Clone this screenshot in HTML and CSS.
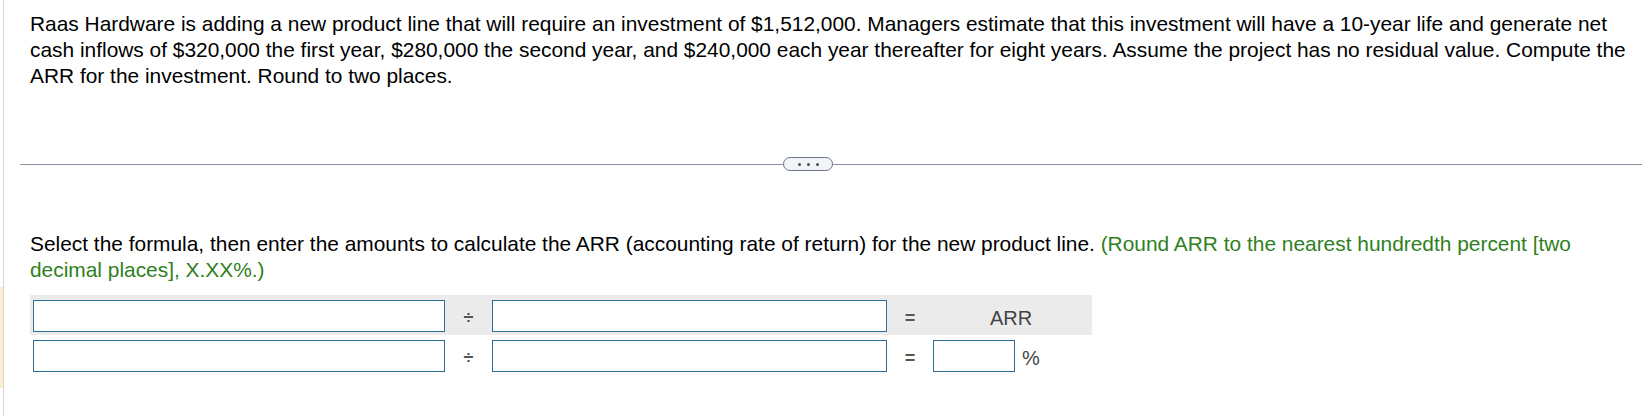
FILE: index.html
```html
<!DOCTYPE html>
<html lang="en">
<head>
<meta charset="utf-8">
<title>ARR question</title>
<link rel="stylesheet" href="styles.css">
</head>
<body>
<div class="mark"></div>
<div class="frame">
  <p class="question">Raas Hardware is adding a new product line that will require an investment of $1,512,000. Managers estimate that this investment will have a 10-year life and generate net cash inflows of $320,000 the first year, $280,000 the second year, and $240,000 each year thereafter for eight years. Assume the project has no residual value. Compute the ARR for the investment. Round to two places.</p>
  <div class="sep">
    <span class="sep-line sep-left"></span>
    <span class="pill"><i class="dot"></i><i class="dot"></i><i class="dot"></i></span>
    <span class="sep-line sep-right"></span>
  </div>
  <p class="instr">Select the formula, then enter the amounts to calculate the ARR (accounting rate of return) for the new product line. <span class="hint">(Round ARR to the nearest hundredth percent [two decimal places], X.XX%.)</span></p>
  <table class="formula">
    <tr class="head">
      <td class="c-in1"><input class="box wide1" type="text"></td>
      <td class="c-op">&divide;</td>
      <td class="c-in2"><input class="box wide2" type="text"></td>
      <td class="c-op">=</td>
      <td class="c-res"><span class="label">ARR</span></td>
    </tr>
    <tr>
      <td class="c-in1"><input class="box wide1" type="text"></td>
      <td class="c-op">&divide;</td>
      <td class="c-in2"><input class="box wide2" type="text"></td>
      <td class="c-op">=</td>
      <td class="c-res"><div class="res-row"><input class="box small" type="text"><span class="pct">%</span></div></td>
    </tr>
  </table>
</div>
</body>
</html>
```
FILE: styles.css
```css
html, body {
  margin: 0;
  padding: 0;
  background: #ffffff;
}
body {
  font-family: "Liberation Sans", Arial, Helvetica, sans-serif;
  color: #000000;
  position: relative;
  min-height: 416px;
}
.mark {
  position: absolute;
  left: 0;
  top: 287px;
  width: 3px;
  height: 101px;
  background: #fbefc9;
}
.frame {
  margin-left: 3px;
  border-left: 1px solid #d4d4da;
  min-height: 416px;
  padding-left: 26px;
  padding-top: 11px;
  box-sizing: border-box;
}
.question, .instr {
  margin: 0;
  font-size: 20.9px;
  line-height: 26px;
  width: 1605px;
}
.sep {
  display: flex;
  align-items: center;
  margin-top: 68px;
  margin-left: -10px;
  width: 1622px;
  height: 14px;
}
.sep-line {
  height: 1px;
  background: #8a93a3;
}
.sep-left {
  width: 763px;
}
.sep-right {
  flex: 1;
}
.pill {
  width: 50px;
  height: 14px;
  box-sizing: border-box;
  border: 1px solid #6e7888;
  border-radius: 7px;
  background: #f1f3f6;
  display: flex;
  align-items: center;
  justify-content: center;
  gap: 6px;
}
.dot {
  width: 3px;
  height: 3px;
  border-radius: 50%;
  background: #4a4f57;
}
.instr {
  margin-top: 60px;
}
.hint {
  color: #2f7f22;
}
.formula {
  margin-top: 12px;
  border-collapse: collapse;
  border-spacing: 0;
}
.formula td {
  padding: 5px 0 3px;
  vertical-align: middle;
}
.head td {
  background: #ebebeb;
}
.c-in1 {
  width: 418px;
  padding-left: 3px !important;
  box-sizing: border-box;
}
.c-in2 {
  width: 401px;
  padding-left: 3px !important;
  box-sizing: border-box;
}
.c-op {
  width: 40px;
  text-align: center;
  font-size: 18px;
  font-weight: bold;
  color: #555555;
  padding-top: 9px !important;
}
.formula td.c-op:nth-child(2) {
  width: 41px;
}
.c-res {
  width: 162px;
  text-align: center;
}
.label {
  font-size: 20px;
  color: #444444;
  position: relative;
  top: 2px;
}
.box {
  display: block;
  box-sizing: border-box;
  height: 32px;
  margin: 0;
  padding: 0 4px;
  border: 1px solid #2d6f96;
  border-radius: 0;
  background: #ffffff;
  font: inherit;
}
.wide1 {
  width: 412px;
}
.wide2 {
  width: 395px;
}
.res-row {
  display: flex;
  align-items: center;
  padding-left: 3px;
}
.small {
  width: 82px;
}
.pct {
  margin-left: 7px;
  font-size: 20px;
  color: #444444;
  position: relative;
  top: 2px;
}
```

--- Task statement ---
Omitting all images, print the listing exactly.

--- Complete answer ---
Clone this screenshot in HTML and CSS.
FILE: index.html
```html
<!DOCTYPE html>
<html lang="en">
<head>
<meta charset="utf-8">
<title>ARR question</title>
<link rel="stylesheet" href="styles.css">
</head>
<body>
<div class="mark"></div>
<div class="frame">
  <p class="question">Raas Hardware is adding a new product line that will require an investment of $1,512,000. Managers estimate that this investment will have a 10-year life and generate net cash inflows of $320,000 the first year, $280,000 the second year, and $240,000 each year thereafter for eight years. Assume the project has no residual value. Compute the ARR for the investment. Round to two places.</p>
  <div class="sep">
    <span class="sep-line sep-left"></span>
    <span class="pill"><i class="dot"></i><i class="dot"></i><i class="dot"></i></span>
    <span class="sep-line sep-right"></span>
  </div>
  <p class="instr">Select the formula, then enter the amounts to calculate the ARR (accounting rate of return) for the new product line. <span class="hint">(Round ARR to the nearest hundredth percent [two decimal places], X.XX%.)</span></p>
  <table class="formula">
    <tr class="head">
      <td class="c-in1"><input class="box wide1" type="text"></td>
      <td class="c-op">&divide;</td>
      <td class="c-in2"><input class="box wide2" type="text"></td>
      <td class="c-op">=</td>
      <td class="c-res"><span class="label">ARR</span></td>
    </tr>
    <tr>
      <td class="c-in1"><input class="box wide1" type="text"></td>
      <td class="c-op">&divide;</td>
      <td class="c-in2"><input class="box wide2" type="text"></td>
      <td class="c-op">=</td>
      <td class="c-res"><div class="res-row"><input class="box small" type="text"><span class="pct">%</span></div></td>
    </tr>
  </table>
</div>
</body>
</html>
```
FILE: styles.css
```css
html, body {
  margin: 0;
  padding: 0;
  background: #ffffff;
}
body {
  font-family: "Liberation Sans", Arial, Helvetica, sans-serif;
  color: #000000;
  position: relative;
  min-height: 416px;
}
.mark {
  position: absolute;
  left: 0;
  top: 287px;
  width: 3px;
  height: 101px;
  background: #fbefc9;
}
.frame {
  margin-left: 3px;
  border-left: 1px solid #d4d4da;
  min-height: 416px;
  padding-left: 26px;
  padding-top: 11px;
  box-sizing: border-box;
}
.question, .instr {
  margin: 0;
  font-size: 20.9px;
  line-height: 26px;
  width: 1605px;
}
.sep {
  display: flex;
  align-items: center;
  margin-top: 68px;
  margin-left: -10px;
  width: 1622px;
  height: 14px;
}
.sep-line {
  height: 1px;
  background: #8a93a3;
}
.sep-left {
  width: 763px;
}
.sep-right {
  flex: 1;
}
.pill {
  width: 50px;
  height: 14px;
  box-sizing: border-box;
  border: 1px solid #6e7888;
  border-radius: 7px;
  background: #f1f3f6;
  display: flex;
  align-items: center;
  justify-content: center;
  gap: 6px;
}
.dot {
  width: 3px;
  height: 3px;
  border-radius: 50%;
  background: #4a4f57;
}
.instr {
  margin-top: 60px;
}
.hint {
  color: #2f7f22;
}
.formula {
  margin-top: 12px;
  border-collapse: collapse;
  border-spacing: 0;
}
.formula td {
  padding: 5px 0 3px;
  vertical-align: middle;
}
.head td {
  background: #ebebeb;
}
.c-in1 {
  width: 418px;
  padding-left: 3px !important;
  box-sizing: border-box;
}
.c-in2 {
  width: 401px;
  padding-left: 3px !important;
  box-sizing: border-box;
}
.c-op {
  width: 40px;
  text-align: center;
  font-size: 18px;
  font-weight: bold;
  color: #555555;
  padding-top: 9px !important;
}
.formula td.c-op:nth-child(2) {
  width: 41px;
}
.c-res {
  width: 162px;
  text-align: center;
}
.label {
  font-size: 20px;
  color: #444444;
  position: relative;
  top: 2px;
}
.box {
  display: block;
  box-sizing: border-box;
  height: 32px;
  margin: 0;
  padding: 0 4px;
  border: 1px solid #2d6f96;
  border-radius: 0;
  background: #ffffff;
  font: inherit;
}
.wide1 {
  width: 412px;
}
.wide2 {
  width: 395px;
}
.res-row {
  display: flex;
  align-items: center;
  padding-left: 3px;
}
.small {
  width: 82px;
}
.pct {
  margin-left: 7px;
  font-size: 20px;
  color: #444444;
  position: relative;
  top: 2px;
}
```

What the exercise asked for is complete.